A day in Alex's life.
We mapped Alex’s experience across one tournament day. The emotional arc told us where Ollie could intervene — and where it shouldn’t try.

Alex’s day, mapped across five stages.
Arrival
Alex arrives at the tournament village.
Organise low-stakes activities for new arrivals — a structured way in before the competing starts.
Before the match
Sits alone in the locker room.
Make low-effort presence visible — let other athletes know he’s around without forcing conversation.
Match
Umpire rules against Alex’s ball. He believes it was in.
Miscommunication causing tension and disputes on the court.
Outburst
Smashes his racket. Gets a penalty for unsportsmanlike behaviour.
Emotional and mental strain compounded by language barriers — no easy way to explain himself afterwards.
Aftermath
Returns to the hotel. Unable to sleep.
Offer ambient connection in the moments where reaching out feels too heavy — a tap, not a conversation.
The two opportunities at the ends of the arc — arrival and aftermath — gave us the phone’s purpose. The middle three made the case for the watch.
A paired product — phone for depth, watch for presence.
Most social products narrow expression to a single mode. We widened it on purpose.
Where connection gets committed to.
Activity browsing, group chats with built-in translation, profile depth. The phone is where athletes commit to seeing each other again — the surface for the longer contact.
Where presence is enough.
Instant friend requests when two athletes tap watches, low-effort replies, a single-tap response that says I saw you without expecting one back. For the moments athletes are too tired or too focused to type.
How we got here —SCAMPER on the top two ideas from our concept matrix, combining a watch-first omni-channel concept with the structured social features of a mobile-first one.
From sketch to screen.
Three rounds of fidelity, each one closer to the final product. Each round was tested before we committed to the next.






Where connection gets committed to.
Home
The home screen inverts how social feeds usually rank attention — no broadcasts, no follower counts. The feed surfaces activities the athlete has already joined and friend requests waiting for action.

Activities
Athletes create or join low-stakes events with one tap. Sport is optional — the tested list included a pastry class and a tango class alongside the volleyball.

Where presence is enough.
Three flows, no more. The watch never tries to be the phone — only the interactions that genuinely belong on a wrist.
Hold nearby
Two athletes tap watches and exchange contact details — no usernames, no QR codes, no typing.

Friend request
Confirmed on the wrist, while both athletes are still in the same room — closing the loop in seconds.

Quick reply
One-tap responses keep short exchanges on the wrist. Anything longer kicks the conversation back to the phone.
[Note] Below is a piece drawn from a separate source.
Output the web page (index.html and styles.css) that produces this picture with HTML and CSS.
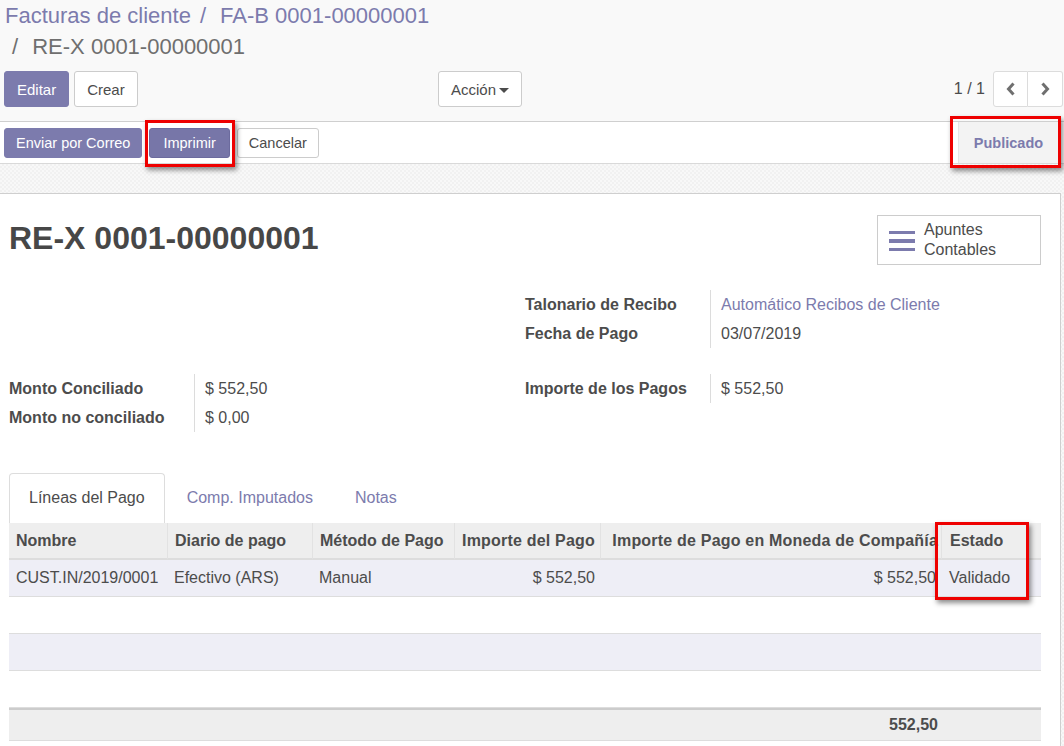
FILE: index.html
```html
<!DOCTYPE html>
<html lang="es">
<head>
<meta charset="utf-8">
<title>RE-X 0001-00000001</title>
<link rel="stylesheet" href="styles.css">
</head>
<body>
<div class="page">
  <header class="cp">
    <ol class="breadcrumb"><li><a href="#">Facturas de cliente</a></li><li><a href="#">FA-B 0001-00000001</a></li><li class="active">RE-X 0001-00000001</li></ol>
    <div class="cp-bottom">
      <div class="cp-buttons">
        <button class="btn btn-primary">Editar</button>
        <button class="btn btn-secondary">Crear</button>
      </div>
      <div class="cp-sidebar">
        <button class="btn btn-secondary">Acción<span class="caret"></span></button>
      </div>
      <div class="pager">
        <span class="pager-value">1 / 1</span>
        <div class="pager-buttons">
          <button class="btn pager-btn" aria-label="Anterior"><svg width="10" height="14" viewBox="0 0 10 14"><polyline points="7.5,1.5 2.5,7 7.5,12.5" fill="none" stroke="#6f6f6f" stroke-width="3" stroke-linejoin="miter"/></svg></button>
          <button class="btn pager-btn" aria-label="Siguiente"><svg width="10" height="14" viewBox="0 0 10 14"><polyline points="2.5,1.5 7.5,7 2.5,12.5" fill="none" stroke="#6f6f6f" stroke-width="3" stroke-linejoin="miter"/></svg></button>
        </div>
      </div>
    </div>
  </header>

  <div class="statusbar">
    <div class="sb-buttons">
      <button class="btn btn-primary btn-sm">Enviar por Correo</button>
      <button class="btn btn-primary btn-sm btn-print">Imprimir</button>
      <button class="btn btn-secondary btn-sm">Cancelar</button>
    </div>
    <div class="sb-status"><span class="status-active">Publicado</span></div>
  </div>

  <div class="sheet-bg">
    <div class="sheet">
      <div class="sheet-head">
        <h1 class="title">RE-X 0001-00000001</h1>
        <button class="btn-box">
          <span class="burger"><i></i><i></i><i></i></span>
          <span class="box-text">Apuntes<br>Contables</span>
        </button>
      </div>

      <div class="group group-first">
        <div class="gcol"></div>
        <div class="gcol">
          <div class="fields">
            <div class="lbl">Talonario de Recibo</div>
            <div class="val"><a href="#">Automático Recibos de Cliente</a></div>
            <div class="lbl">Fecha de Pago</div>
            <div class="val">03/07/2019</div>
          </div>
        </div>
      </div>

      <div class="group group-second">
        <div class="gcol">
          <div class="fields">
            <div class="lbl">Monto Conciliado</div>
            <div class="val">$ 552,50</div>
            <div class="lbl">Monto no conciliado</div>
            <div class="val">$ 0,00</div>
          </div>
        </div>
        <div class="gcol">
          <div class="fields">
            <div class="lbl">Importe de los Pagos</div>
            <div class="val">$ 552,50</div>
          </div>
        </div>
      </div>

      <ul class="tabs">
        <li class="tab active">Líneas del Pago</li>
        <li class="tab"><a href="#">Comp. Imputados</a></li>
        <li class="tab"><a href="#">Notas</a></li>
      </ul>

      <table class="lines">
        <colgroup>
          <col class="c1"><col class="c2"><col class="c3"><col class="c4"><col class="c5"><col class="c6">
        </colgroup>
        <thead>
          <tr>
            <th>Nombre</th>
            <th>Diario de pago</th>
            <th>Método de Pago</th>
            <th class="num h-pago">Importe del Pago</th>
            <th class="num h-moneda">Importe de Pago en Moneda de Compañía</th>
            <th class="last">Estado</th>
          </tr>
        </thead>
        <tbody>
          <tr class="odd">
            <td>CUST.IN/2019/0001</td>
            <td>Efectivo (ARS)</td>
            <td>Manual</td>
            <td class="num">$ 552,50</td>
            <td class="num">$ 552,50</td>
            <td class="last">Validado</td>
          </tr>
          <tr class="empty"><td colspan="6"></td></tr>
          <tr class="empty odd"><td colspan="6"></td></tr>
          <tr class="empty"><td colspan="6"></td></tr>
        </tbody>
        <tfoot>
          <tr>
            <td></td><td></td><td></td><td></td>
            <td class="num total">552,50</td>
            <td></td>
          </tr>
        </tfoot>
      </table>
    </div>
  </div>

  <div class="mark mark-imprimir"></div>
  <div class="mark mark-publicado"></div>
  <div class="mark mark-estado"></div>
</div>
</body>
</html>
```

FILE: styles.css
```css
* { box-sizing: border-box; }
html, body { margin: 0; padding: 0; }
body {
  font-family: "Liberation Sans", Arial, Helvetica, sans-serif;
  font-size: 16px;
  color: #4c4c4c;
  background: #fff;
}
a { color: #7c7bad; text-decoration: none; }

.page { position: relative; width: 1064px; height: 746px; overflow: hidden; }

/* control panel */
.cp {
  background: #f9f9f9;
  border-bottom: 1px solid #cfcfcf;
  padding-bottom: 14px;
}
.breadcrumb {
  list-style: none;
  margin: 0;
  padding: 0 0 0 5px;
  max-width: 532px;
  font-size: 22px;
  line-height: 31px;
}
.breadcrumb li { display: inline-block; white-space: nowrap; }
.breadcrumb li + li::before { content: "/\00a0"; padding: 0 8px 0 9px; color: #7c7bad; }
.breadcrumb li.active { color: #6f6f6f; }
.breadcrumb li.active::before { color: #6f6f6f; padding-left: 7px; }

.cp-bottom {
  display: grid;
  grid-template-columns: 434px 1fr auto;
  align-items: center;
  margin-top: 9px;
  padding-left: 4px;
}
.cp-buttons { display: flex; gap: 5px; }

.btn {
  font-family: inherit;
  font-size: 15px;
  height: 36px;
  padding: 0 12px;
  border: 1px solid #ccc;
  border-radius: 3px;
  background: #fff;
  color: #4c4c4c;
  display: inline-flex;
  align-items: center;
  cursor: pointer;
}
.btn-primary { background: #7c7bad; border-color: #7c7bad; color: #fff; }
.btn-sm { height: 30px; font-size: 14.5px; padding: 0 11px; }
.btn-print { padding: 0 13px; background: #7776a8; border-color: #6c6b9e; }
.caret {
  display: inline-block;
  width: 0; height: 0;
  border-left: 5px solid transparent;
  border-right: 5px solid transparent;
  border-top: 5px solid #4c4c4c;
  margin-left: 3px;
  margin-top: 2px;
}

.pager { display: flex; align-items: center; gap: 8px; padding-right: 1px; }
.pager-value { font-size: 16px; }
.pager-buttons { display: flex; }
.pager-btn { width: 35px; padding: 0; justify-content: center; border-color: #dcdcdc; }
.pager-btn:first-child { border-radius: 3px 0 0 3px; }
.pager-btn + .pager-btn { border-left: none; border-radius: 0 3px 3px 0; }

/* status bar */
.statusbar {
  height: 42px;
  background: #fff;
  border-bottom: 1px solid #d9d9d9;
  display: flex;
  align-items: center;
  justify-content: space-between;
  padding-left: 4px;
}
.sb-buttons { display: flex; gap: 7px; }
.sb-status { align-self: stretch; margin-right: 6px; display: flex; }
.status-active {
  width: 100px;
  display: flex;
  align-items: center;
  justify-content: center;
  background: #f3f3f3;
  border-left: 1px solid #e6e6e6;
  color: #7c7bad;
  font-weight: bold;
  font-size: 14.5px;
}

/* sheet */
.sheet-bg {
  padding-top: 29px;
  background-color: #f5f5f5;
  background-image: repeating-conic-gradient(#f1f1f1 0 25%, #f8f8f8 0 50%);
  background-size: 4px 4px;
  height: 582px;
}
.sheet {
  width: 1061px;
  height: 100%;
  background: #fff;
  border-top: 1px solid #cfcfcf;
  border-right: 1px solid #cfcfcf;
  padding: 21px 19px 0 9px;
}
.sheet-head { display: flex; justify-content: space-between; align-items: flex-start; }
.title {
  margin: 4px 0 0;
  font-size: 32px;
  line-height: 38px;
  font-weight: bold;
  color: #474747;
}
.btn-box {
  width: 164px;
  height: 50px;
  background: #fff;
  border: 1px solid #ccc;
  display: flex;
  align-items: center;
  padding: 0 0 0 11px;
  font-family: inherit;
  font-size: 16px;
  color: #4c4c4c;
  text-align: left;
  cursor: pointer;
}
.burger { display: flex; flex-direction: column; gap: 5px; width: 26px; margin-right: 9px; margin-top: 2px; }
.burger i { display: block; height: 3.5px; background: #7c7bad; }
.box-text { line-height: 20px; }

.group { display: grid; grid-template-columns: 1fr 1fr; }
.group-first { margin-top: 25px; }
.group-second { margin-top: 26px; }
.fields { display: grid; grid-template-columns: 186px 1fr; }
.lbl {
  font-weight: bold;
  line-height: 21px;
  padding: 4px 0;
  border-right: 1px solid #dcdcdc;
}
.val { line-height: 21px; padding: 4px 10px; }

/* tabs */
.tabs { list-style: none; margin: 41px 0 0; padding: 0; display: flex; }
.tab {
  padding: 13px 19px 14px;
  line-height: 22px;
  margin-right: 2px;
  border: 1px solid transparent;
  border-bottom: none;
  border-radius: 4px 4px 0 0;
}
.tab.active { border-color: #dddddd; background: #fff; color: #4c4c4c; }

/* table */
.lines {
  width: 1032px;
  table-layout: fixed;
  border-collapse: separate;
  border-spacing: 0;
}
.c1 { width: 158px; } .c2 { width: 145px; } .c3 { width: 142px; }
.c4 { width: 146px; } .c5 { width: 341px; } .c6 { width: 100px; }
.lines th, .lines td { box-sizing: content-box; white-space: nowrap; overflow: hidden; }
.lines th {
  height: 35px;
  padding: 0 7px;
  background: #eeeeee;
  border-bottom: 2px solid #dddddd;
  font-weight: bold;
  text-align: left;
  text-overflow: clip;
}
.lines th + th { border-left: 1px solid #e2e2e2; }
.lines td {
  height: 36px;
  padding: 0 7px;
  border-bottom: 1px solid #dddddd;
}
.lines tr.odd td { background: #eeeef6; }
.lines .num { text-align: right; padding-right: 5px; }
.lines th.h-pago { padding-right: 6px; letter-spacing: 0.2px; }
.lines th.h-moneda { padding-right: 3px; letter-spacing: 0.2px; }
.lines .last { padding-left: 8px; }
.lines tfoot td {
  height: 30px;
  background: #eeeeee;
  border-top: 2px solid #cccccc;
  border-bottom: 1px solid #dddddd;
}
.lines tfoot .total { font-weight: bold; padding-right: 3px; }

/* annotation boxes */
.mark {
  position: absolute;
  border: 3px solid #ee0000;
  box-shadow: 2px 3px 5px rgba(0, 0, 0, 0.45);
  pointer-events: none;
}
.mark-imprimir { left: 145px; top: 120px; width: 90px; height: 47px; }
.mark-publicado { left: 950px; top: 116px; width: 111px; height: 52px; }
.mark-estado { left: 935px; top: 522px; width: 94px; height: 78px; }
```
Four rounds of users. SUS climbed each pass.
Four rounds across the build: paper, mid-fi, and two passes on the interactive high-fidelity prototype. Each used Think Aloud, a SUS survey, and a freestyle interview, with a heuristic evaluation before the user rounds began.
The biggest gain came between Hi-fi 1 and Hi-fi 2. Real interactions exposed friction the static prototype had hidden — we hadn’t designed onboarding, and users were lost in the first thirty seconds. We built one for Hi-fi 2 and the score climbed again.
What stayed with us.
Designing for rest — for the spaces between events, between cultures, between conversations — turned out to be a different discipline from designing for engagement. Most social products optimise for time-in-app. The Olympic athletes we spoke with were already time-poor; what they wanted was a product that disappeared as soon as it had done its job.
We didn’t test with actual Olympic athletes; we recruited around their proxies — university-level competitive athletes across an age range mirroring the Olympic spread. Our colour system leans Swedish blue-and-yellow more by accident than choice, something a couple of testers pointed out and we couldn’t unsee. And the watch-tap interaction, the part we were proudest of, is the part we have the least real-world data on.
We had to learn to subtract before adding. The final prototype isn’t loud, and that’s precisely the point.